Luis González Souza
Por México
En este Mundial de futbol, México puede perder mucho más que el decoro deportivo. Tras estos días de borrachera futbolística, lo que asoma en el horizonte más bien son autogoles. Y no tanto en la portería del Brody Campos como en la meta de todo el país. Es éste uno de esos momentos, escasos en la historia, en que se exige levantar la mira para volver a apreciar el bosque (México) antes de que se extinga por completo: árbol por árbol, incendio tras incendio. De no levantar la mira, el Mundial Francia 98 mañana podría ser recordado como el puntal hacia muchos 68. Y no precisamente por lo que el primer 68 tuvo de fiesta libertaria, sino por su secuela de barbarie y desolación.
A todas luces, el incendio mayor sigue en Chiapas, pero no es el único. Ahora mismo lo acompañan otros de buen tamaño, como el incendio de los macrofraudes y de la consiguiente macroimpunidad (Fobaproa); el incendio de la inseguridad total (pública y privada, nacional e internacional) muy ligado a toda suerte de narcoincendios, sin faltar el incendio de nuestra soberanía, recién atizado por la operación Casablanca tanto como por los magros resultados de la Reunión Binacional México-EU finalizada ayer. Lejos de aprovecharla para redefinir toda la vecindad conforme a los principios del respeto y la equidad, el gobierno mexicano una vez más prefirió reciclar el síndrome del sadismo-masoquismo.
No son incendios aislados entre sí. En forma más o menos directa, todos tienen que ver con el incendio del proyecto nacional.
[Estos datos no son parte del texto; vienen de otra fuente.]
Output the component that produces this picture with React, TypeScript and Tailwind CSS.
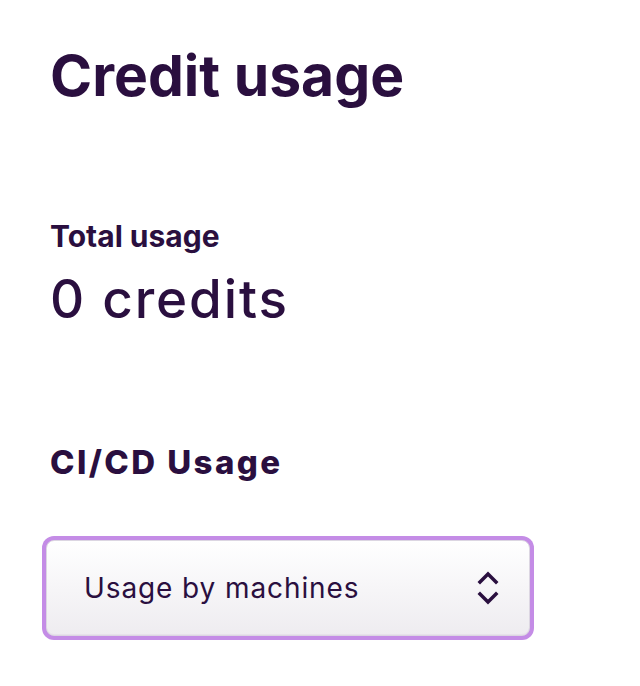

Es decir, con la hipoteca de la capacidad de desarrollo, con la sangría de todo tipo de recursos, con la erosión de la confianza hacia adentro y del prestigio hacia fuera, con la pérdida de credibilidad en las instituciones, con la extinción de los consensos para gobernar bien, con las fracturas y las polarizaciones, reales e inventadas, dentro y entre la sociedad y el Estado. En suma, el incendio del proyecto nacional puede verse en la paulatina pero persistente desintegración del país, codo a codo con el extravío del rumbo y de la viabilidad como nación soberana.
Todo ello transcurre mucho antes de la insurrección en Chiapas. De hecho, ésta obedece en gran medida a aquéllo. Y a final de cuentas la insurrección de los indígenas zapatistas busca detener el incendio del proyecto nacional. Su propuesta última es regenerar todo el bosque llamado México, sobre bases tan democráticas como incluyentes, tan libertarias como justas. Y sin embargo, cual piromaniaco incorregible, el clan conductor del proyecto ¿nacional? no ha atinado más que a hacer de Chiapas el incendio mayor de este tiempo histórico.
La oportuna llamada de atención que significó el grito neozapatista es atendida con el viejo fuego del racismo. La disposición de los indígenas a negociar una solución pacífica es respondida con los fuegos del engaño, del incumplimiento y de las balas. Y la proliferación de voces a favor de la paz y la democracia, que van junto con pegado más que nunca, es combatida con el fuego de la muerte civil, política y hasta física.
Esa piromanía, cínicamente llamada ``estrategia de paz'', sube escalones cada vez más altos. Sólo en los últimos días su enlistado es largo. Ya no sólo se atacan municipios espontáneamente autónomos (Taniperla, Amparo Aguatinta), sino también legalmente constituidos (Nicolás Ruiz). Esos ataques ya no se disfrazan con el velo del paramilitarismo; ahora, como en San Juan de la Libertad (o El Bosque), el propio Ejército participa de manera abierta. Y, por si fuera poco, la embestida contra las fuerzas pacifistas ya desembocó en la disolución de la propia Conai.
Así, la ruta del guerrerismo parece aclararse por completo. Ya no sólo se dirige al exterminio de grupos étnicos (etnocidio) y de grupos en general (genocidio). Ya no sólo busca el aborto de la transición a la democracia (democraticidio). Deliberada o no, la meta final tiene que ver con la pulverización de México (mexicocidio), sin duda algo peor que la temida ``balcanización'' indígena.
La única buena noticia es el automático ensanchamiento de las filas progresistas. A la lucha por un México con futuro deben sumarse ya no sólo los pacifistas, los indigenistas y los demócratas, sino también aquéllos que simplemente desean un México de pie. Y la planta de ese pie se juega en Chiapas.